■ **AIM**: Find every line in the records below that contains the word "React", and copy each such line.

■ **RAW DATA**:

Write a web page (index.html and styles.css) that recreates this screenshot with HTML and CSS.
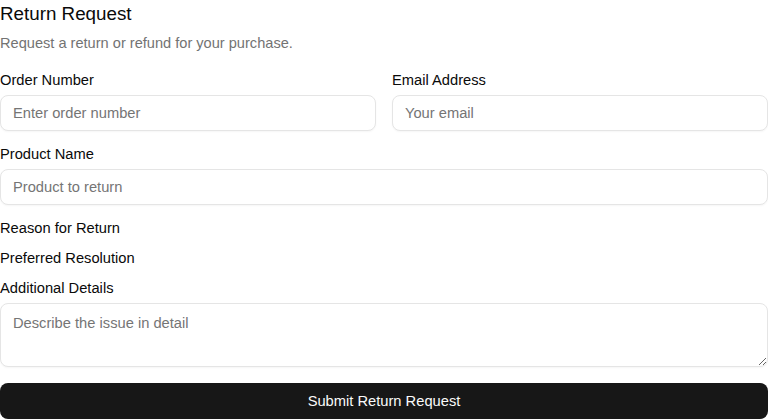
FILE: index.html
```html
<!DOCTYPE html>
<html>
<head>
<meta charset="utf-8">
<link rel="stylesheet" href="styles.css">
</head>
<body>
<form class="form">
  <h1 class="title">Return Request</h1>
  <p class="subtitle">Request a return or refund for your purchase.</p>
  <div class="row">
    <div class="field">
      <label class="label">Order Number</label>
      <input class="input" type="text" placeholder="Enter order number">
    </div>
    <div class="field">
      <label class="label">Email Address</label>
      <input class="input" type="email" placeholder="Your email">
    </div>
  </div>
  <div class="field">
    <label class="label">Product Name</label>
    <input class="input" type="text" placeholder="Product to return">
  </div>
  <div class="field">
    <label class="label label-only">Reason for Return</label>
  </div>
  <div class="field">
    <label class="label label-only">Preferred Resolution</label>
  </div>
  <div class="field">
    <label class="label">Additional Details</label>
    <textarea class="input textarea" placeholder="Describe the issue in detail"></textarea>
  </div>
  <button class="submit" type="button">Submit Return Request</button>
</form>
</body>
</html>
```

FILE: styles.css
```css
* { box-sizing: border-box; }
html, body { margin: 0; padding: 0; background: #fff; }
body {
  font-family: "Liberation Sans", Arial, sans-serif;
  color: #0a0a0a;
}
.form {
  display: flex;
  flex-direction: column;
  gap: 14px;
}
.title {
  margin: 0;
  font-size: 18.8px;
  line-height: 28px;
  font-weight: 400;
}
.subtitle {
  margin: -9px 0 4px;
  font-size: 14.6px;
  line-height: 20px;
  color: #737373;
}
.row {
  display: grid;
  grid-template-columns: 1fr 1fr;
  gap: 16px;
}
.field {
  display: flex;
  flex-direction: column;
  gap: 6px;
}
.label {
  font-size: 14.7px;
  line-height: 17px;
  padding-top: 1px;
}
.label-only {
  line-height: 16px;
  padding-top: 1px;
  margin-bottom: -1px;
}
.input {
  height: 36px;
  width: 100%;
  border: 1px solid #e5e5e5;
  border-radius: 8px;
  padding: 0 12px;
  font-family: "Liberation Sans", Arial, sans-serif;
  font-size: 14.7px;
  color: #0a0a0a;
  background: #fff;
  box-shadow: 0 1px 2px rgba(0,0,0,0.04);
  outline: none;
}
.input::placeholder { color: #757575; }
.textarea {
  height: 64px;
  padding: 9px 12px;
  line-height: 20px;
  resize: vertical;
  display: block;
}
.submit {
  margin-top: 2px;
  height: 36px;
  width: 100%;
  border: none;
  border-radius: 8px;
  background: #171717;
  color: #fafafa;
  font-family: "Liberation Sans", Arial, sans-serif;
  font-size: 14.7px;
  font-weight: 500;
}
```
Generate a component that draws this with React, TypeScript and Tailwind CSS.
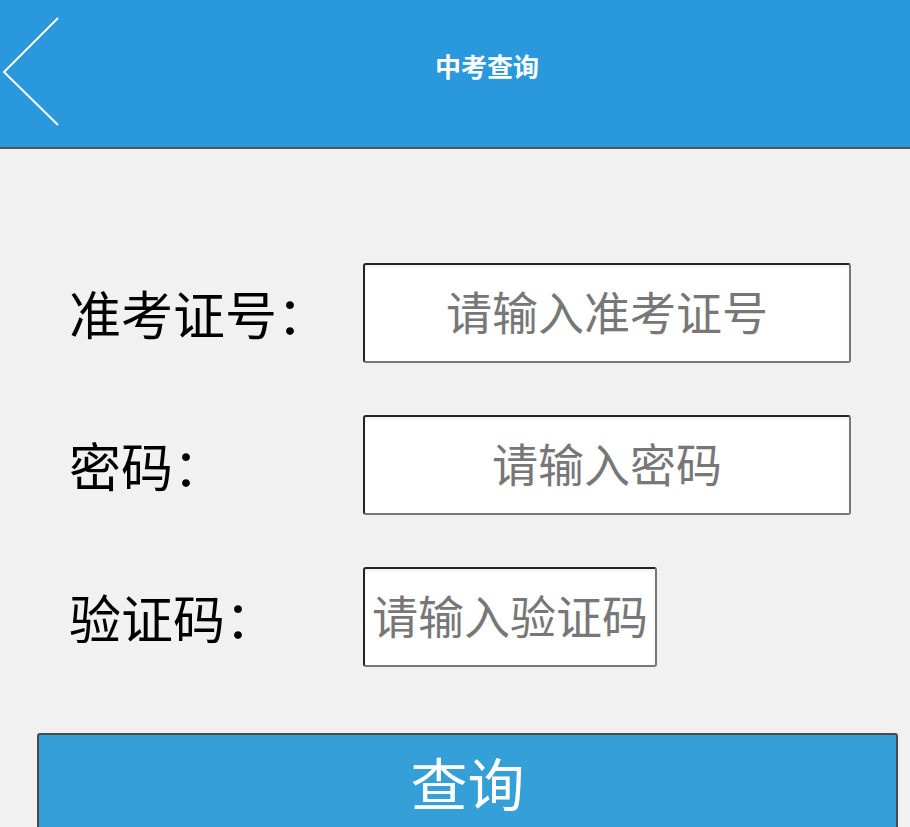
import React from 'react';

const font = { fontFamily: '"Noto Sans CJK SC", "Noto Sans", sans-serif' };

const fields = [
  { label: '准考证号：', placeholder: '请输入准考证号', width: 'w-[488px]' },
  { label: '密码：', placeholder: '请输入密码', width: 'w-[488px]' },
  { label: '验证码：', placeholder: '请输入验证码', width: 'w-[294px]' },
];

export default function App() {
  return (
    <div className="w-[910px] h-[827px] overflow-hidden bg-[#f1f1f1]" style={font}>
      {/* Header */}
      <div className="h-[149px] bg-[#2a98dc] border-b-2 border-[#555] flex">
        <button className="w-[64px] h-full flex items-center justify-start" aria-label="返回">
          <svg width="64" height="147" viewBox="0 0 64 147" fill="none">
            <polyline points="58,18 4,72 58,125" stroke="#fff" strokeWidth="2" />
          </svg>
        </button>
        <div className="flex-1 flex items-center justify-center pb-[16px]">
          <h1 className="text-white text-[26px] font-bold leading-none">中考查询</h1>
        </div>
      </div>

      {/* Form */}
      <div className="pt-[114px] pl-[69px] flex flex-col gap-[52px]">
        {fields.map((f) => (
          <div key={f.label} className="flex items-center h-[100px]">
            <label className="w-[294px] text-[52px] leading-none text-black">{f.label}</label>
            <input
              type="text"
              placeholder={f.placeholder}
              className={`${f.width} h-[100px] pb-[6px] bg-white border-2 border-t-[#222] border-l-[#222] border-r-[#777] border-b-[#777] rounded-[3px] text-center text-[46px] text-[#444] placeholder:text-[#777] shadow-[inset_0_2px_3px_rgba(0,0,0,0.06)] outline-none`}
            />
          </div>
        ))}
      </div>

      {/* Submit */}
      <div className="pt-[66px] pl-[37px] pr-[12px]">
        <button className="w-full h-[120px] bg-[#359fd8] border-2 border-[#4a4a4a] rounded-t-[3px] text-white text-[57px] leading-none flex justify-center pt-[18px]">
          查询
        </button>
      </div>
    </div>
  );
}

■ **THE SOLUTION**:
Generate a component that draws this with React, TypeScript and Tailwind CSS.
import React from 'react';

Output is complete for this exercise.